By visualising what members experience—what excites them, what holds them back, what keeps them coming back—you begin to build not just for them, but with them in mind.
FAQs: Empathy mapping
How is empathy mapping different from user personas?
Empathy mapping focuses on real-time emotional and behavioural insights, while user personas are broader profiles that summarise demographic traits, goals, and behaviours. Personas help define who the member is, whereas empathy maps uncover how they feel and what drives their actions in a given context. The two are complementary but serve different purposes.
Can empathy mapping be used for online communities specifically?
Yes. In fact, empathy mapping is particularly useful for online communities, where you often lack face-to-face feedback. It helps community managers and designers:
Understand what motivates digital participation
Surface hidden emotional barriers like fear of judgement or overwhelm
Tailor content, tone, and experience to better fit real member needs
It bridges the gap between data and emotion in digital engagement.
What tools are best for creating empathy maps?
Empathy maps can be created using:
Digital whiteboards (e.g. Miro, MURAL, FigJam)
Shared docs or slides (e.g. Google Docs, Notion)
Printed templates for in-person workshops
What matters most is collaborative access and clarity.

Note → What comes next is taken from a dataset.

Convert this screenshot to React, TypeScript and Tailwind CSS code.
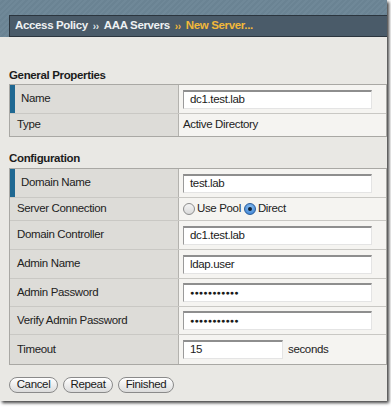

Keep it visual, editable, and linked to real feedback or research.
How often should empathy maps be updated?
Empathy maps should be reviewed:
After major community changes (e.g. new platform, onboarding process, audience segment)
Following surveys, interviews, or usability research
Quarterly or bi-annually as part of strategy review
Member needs evolve, and maps should reflect those shifts to stay useful and relevant.
Can empathy mapping help improve member engagement?
Absolutely. Empathy mapping identifies emotional motivators, blockers, and misunderstandings that affect engagement. It helps you design community experiences that resonate with how members actually think and feel—leading to stronger connection, clearer messaging, and more meaningful participation.